No suffering has ever been so unfitting. No human has ever been so unjustly treated, because no other human has ever been so worthy of praise. No one else has ever lived without sin. No other human has ever been God himself. No horror surpasses what transpired on a hill outside Jerusalem almost two millennia ago.
And yet we call it “Good” Friday.
It is said that the last words of Cecil John Rhodes were, “So much to do, so little done."
Our Lord Jesus last triumphant shout from the cross was "It is finished."

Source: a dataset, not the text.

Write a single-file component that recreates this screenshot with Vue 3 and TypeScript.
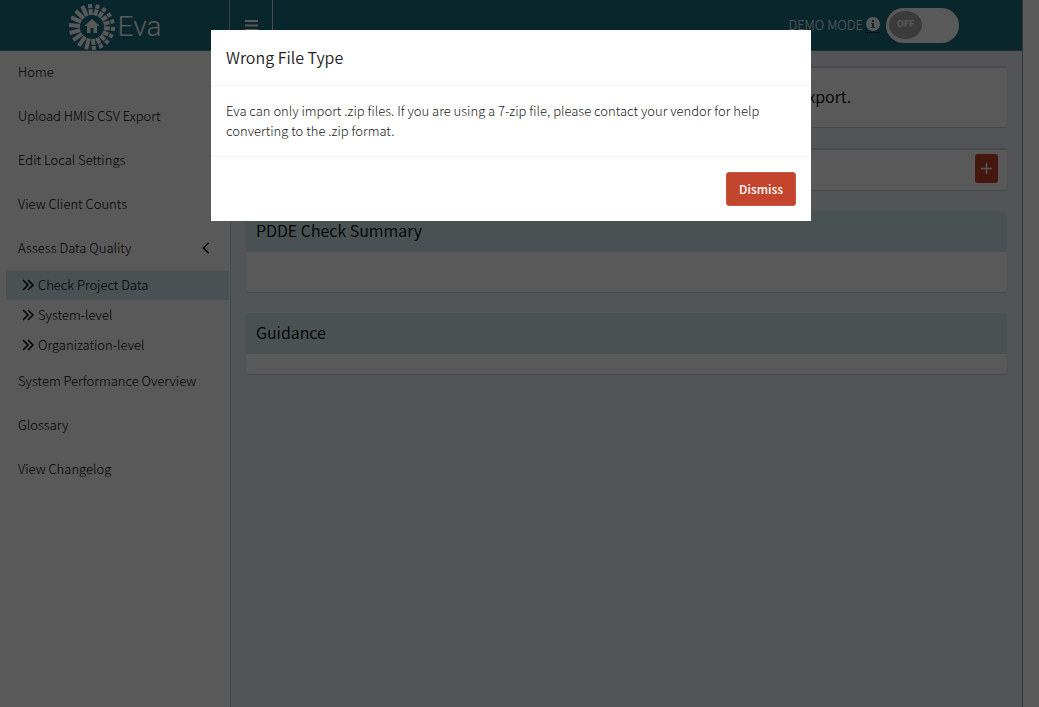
<script setup lang="ts">
import { ref } from 'vue'

interface NavItem {
  label: string
  children?: string[]
}

const nav: NavItem[] = [
  { label: 'Home' },
  { label: 'Upload HMIS CSV Export' },
  { label: 'Edit Local Settings' },
  { label: 'View Client Counts' },
  { label: 'Assess Data Quality', children: ['Check Project Data', 'System-level', 'Organization-level'] },
  { label: 'System Performance Overview' },
  { label: 'Glossary' },
  { label: 'View Changelog' },
]

const active = ref('Check Project Data')
const demoMode = ref(false)
const dialogOpen = ref(true)

const solidRays = [195, 215, 235, 255, 275, 295, 315, 335]
const splitRays = [-5, 15, 35, 55, 75, 95, 115, 135, 155, 175]
</script>

<template>
  <div class="page">
    <div class="shell">
      <header class="topbar">
        <a class="brand" href="#" aria-label="Eva">
          <svg class="logo" viewBox="-24 -24 48 48" aria-hidden="true">
            <rect v-for="a in solidRays" :key="a" x="-2" y="-23" width="4" height="11" :transform="`rotate(${a})`" />
            <g v-for="a in splitRays" :key="'s' + a" :transform="`rotate(${a})`">
              <rect x="-2" y="-23" width="4" height="4" />
              <rect x="-2" y="-18" width="4" height="6" />
            </g>
            <path d="M0-8 7.5-1H5V6H1.5V1H-1.5V6H-5V-1H-7.5Z" />
          </svg>
          <span>Eva</span>
        </a>
        <button class="burger" type="button" aria-label="Toggle navigation">
          <svg viewBox="0 0 13 11" aria-hidden="true"><path d="M0 0h13v2H0zM0 4.5h13v2H0zM0 9h13v2H0z" /></svg>
        </button>
        <div class="demo">
          <label for="demo">DEMO MODE</label>
          <span class="info">
            <svg viewBox="0 0 14 14" aria-hidden="true">
              <circle cx="7" cy="7" r="7" />
              <path class="mark" d="M6 3h2v2H6zM5 6h3v4h1v1H5v-1h1V7H5z" />
            </svg>
          </span>
          <span class="switch">
            <input id="demo" v-model="demoMode" type="checkbox" />
            <span class="knob">{{ demoMode ? 'ON' : 'OFF' }}</span>
          </span>
        </div>
      </header>

      <div class="columns">
        <nav class="sidebar">
          <ul>
            <li v-for="item in nav" :key="item.label">
              <a class="item" href="#">
                <span>{{ item.label }}</span>
                <svg v-if="item.children" class="caret" viewBox="0 0 8 12" aria-hidden="true"><path d="M6.5 1 1.5 6l5 5" /></svg>
              </a>
              <ul v-if="item.children" class="sub">
                <li v-for="child in item.children" :key="child">
                  <a class="subitem" :class="{ active: child === active }" href="#" @click.prevent="active = child">
                    <svg class="chevrons" viewBox="0 0 12 12" aria-hidden="true"><path d="M1 1l5 5-5 5M6 1l5 5-5 5" /></svg>
                    <span>{{ child }}</span>
                  </a>
                </li>
              </ul>
            </li>
          </ul>
        </nav>

        <main class="content">
          <section class="box notice">
            <p>Please upload your hashed HMIS CSV files to view this export.</p>
          </section>
          <section class="box collapsed">
            <button class="expand" type="button" aria-label="Expand">
              <svg viewBox="0 0 11 11" aria-hidden="true"><path d="M5.5 0v11M0 5.5h11" /></svg>
            </button>
          </section>
          <section class="box titled">
            <h3>PDDE Check Summary</h3>
            <div class="body tall"></div>
          </section>
          <section class="box titled">
            <h3>Guidance</h3>
            <div class="body"></div>
          </section>
        </main>
      </div>
    </div>

    <div v-if="dialogOpen" class="backdrop">
      <div class="dialog" role="dialog" aria-modal="true" aria-labelledby="dialog-title">
        <h4 id="dialog-title">Wrong File Type</h4>
        <p>
          Eva can only import .zip files. If you are using a 7-zip file, please contact your vendor for help
          converting to the .zip format.
        </p>
        <footer>
          <button class="dismiss" type="button" @click="dialogOpen = false">Dismiss</button>
        </footer>
      </div>
    </div>
  </div>
</template>

<style>
body {
  margin: 0;
  background: #fff;
}
</style>

<style scoped>
* {
  box-sizing: border-box;
}
.page {
  min-height: 100vh;
  padding-right: 16px;
  font-family: "Noto Sans CJK SC", "Noto Sans", sans-serif;
  font-size: 13px;
  font-weight: 300;
  line-height: 20px;
  color: #000;
}
.shell {
  display: flex;
  flex-direction: column;
  min-height: 100vh;
  border-right: 1px solid #999;
}
ul {
  list-style: none;
  margin: 0;
  padding: 0;
}
a {
  color: inherit;
  text-decoration: none;
}
.topbar {
  display: flex;
  height: 51px;
  background: #1a6e80;
  border-bottom: 1px solid #5e8a96;
  color: #fff;
}
.brand {
  display: flex;
  align-items: center;
  justify-content: center;
  gap: 2px;
  width: 230px;
  padding-top: 3px;
  border-right: 1px solid #a9bfc5;
  font: 300 28px/50px Roboto, sans-serif;
}
.logo {
  width: 48px;
  height: 48px;
  fill: #fff;
}
.burger {
  display: flex;
  align-items: center;
  justify-content: center;
  width: 43px;
  padding: 0;
  border: 0;
  border-right: 1px solid #d5e0e3;
  background: none;
}
.burger svg {
  width: 13px;
  height: 11px;
  fill: #fff;
}
.demo {
  display: flex;
  align-items: center;
  gap: 3px;
  margin-left: auto;
  padding-right: 63px;
}
.info {
  display: flex;
  padding-bottom: 1px;
  border-bottom: 1px dotted #000;
}
.info svg {
  width: 14px;
  height: 14px;
  fill: #fff;
}
.info .mark {
  fill: #1a6e80;
}
.switch {
  position: relative;
  margin-left: 3px;
  width: 73px;
  height: 35px;
  padding: 3px;
  border-radius: 18px;
  background: #fff;
}
.switch input {
  position: absolute;
  inset: 0;
  width: 100%;
  height: 100%;
  margin: 0;
  opacity: 0;
}
.knob {
  display: block;
  width: 33px;
  height: 28px;
  border-radius: 50%;
  background: #aaa;
  color: #fff;
  font-size: 9px;
  font-weight: 700;
  line-height: 26px;
  text-align: center;
}
.columns {
  display: flex;
  flex: 1;
}
.sidebar {
  width: 231px;
  border-right: 1px solid #d2d6de;
}
.item {
  display: flex;
  align-items: center;
  justify-content: space-between;
  height: 44px;
  padding: 0 20px 2px 18px;
}
.caret {
  width: 8px;
  height: 12px;
}
.caret,
.chevrons,
.expand svg {
  fill: none;
  stroke: currentColor;
  stroke-width: 1.5;
}
.sub {
  display: grid;
  gap: 1px;
  padding: 0 1px 0 6px;
}
.subitem {
  display: flex;
  align-items: center;
  gap: 4px;
  height: 29px;
  padding: 0 0 2px 16px;
}
.subitem.active {
  background: #d0e7ea;
}
.chevrons {
  width: 12px;
  height: 12px;
}
.content {
  flex: 1;
  display: flex;
  flex-direction: column;
  gap: 21px;
  padding: 15px;
  background: #ecf0f5;
}
.box {
  border-radius: 3px;
  background: #fff;
  box-shadow: 0 1px 1px rgba(0, 0, 0, 0.15);
}
.notice {
  padding: 17px 10px 19px;
  border-top: 2px solid #d2d6de;
  font-size: 16px;
  font-weight: 350;
  line-height: 23px;
  text-align: center;
}
.notice p {
  margin: 0;
}
.collapsed {
  display: flex;
  justify-content: flex-end;
  padding: 4px 9px 7px;
  border-top: 2px solid #d2d6de;
}
.expand {
  display: flex;
  align-items: center;
  justify-content: center;
  width: 23px;
  height: 29px;
  padding: 0;
  border: 0;
  border-radius: 3px;
  background: #c4452d;
  color: #fff;
}
.expand svg {
  width: 11px;
  height: 11px;
}
h3 {
  margin: 0;
  padding: 7px 10px 9px;
  border-radius: 3px 3px 0 0;
  background: #d0e7ea;
  font-size: 16px;
  font-weight: 350;
  line-height: 25px;
}
.body {
  padding: 10px;
}
.tall {
  padding: 20px;
}
.backdrop {
  position: fixed;
  inset: 0;
  padding: 30px 17px 30px 0;
  background: rgba(0, 0, 0, 0.65);
}
.dialog {
  max-width: 600px;
  margin: 0 auto;
  background: #fff;
  color: #222;
}
h4 {
  margin: 0;
  padding: 15px;
  border-bottom: 1px solid #f4f4f4;
  font-size: 16px;
  font-weight: 350;
  line-height: 25px;
}
.dialog p {
  margin: 0;
  padding: 15px;
}
.dialog footer {
  display: flex;
  justify-content: flex-end;
  padding: 15px;
  border-top: 1px solid #f4f4f4;
}
.dismiss {
  height: 34px;
  padding: 0 12px;
  border: 1px solid #c9563f;
  border-radius: 3px;
  background: #c4452d;
  color: #fff;
  font: inherit;
  font-size: 12px;
  font-weight: 500;
}
</style>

So my brothers and sisters, it is finished- everything that our Lord Jesus came to do- He accomplished. He paid the ultimate price and satisfied the Father’s wrath which we deserved. What a Mighty and glorious Saviour we serve
Before we close and I pray, I want you to think about what Jesus has done for you through His death on the cross. Try to visualise in your mind the suffering Saviour. Think about the love that God has for you, and thank Him and ask God to continue to wrap you tightly in His love – thank Him for forgiving you, for watching over you and for directing your life. If you feel that our Lord Jesus and His love for you is not real, ask Him to be the Lord of Your life as You accept Him and His perfect sacrifice help.
Let us pray
Dear Lord, thank You for the Supreme sacrifice on my behalf. Lord Jesus You gave Your life to pay my debt for sin. I live because You died and rose again on Easter Sunday. Father God we want to thank You for Your perfect plan of salvation. Lord Jesus if there be anyone in this room today who is not sure of their relationship with You, I pray that You would convict them and challenge them to surrender their lives to You. Thank You for each one who is a believer in You. Continue to help us to live lives that please You. In Your precious name I pray. Amen
Please stand with me as we give praise to our Lord as we sing Amazing Grace.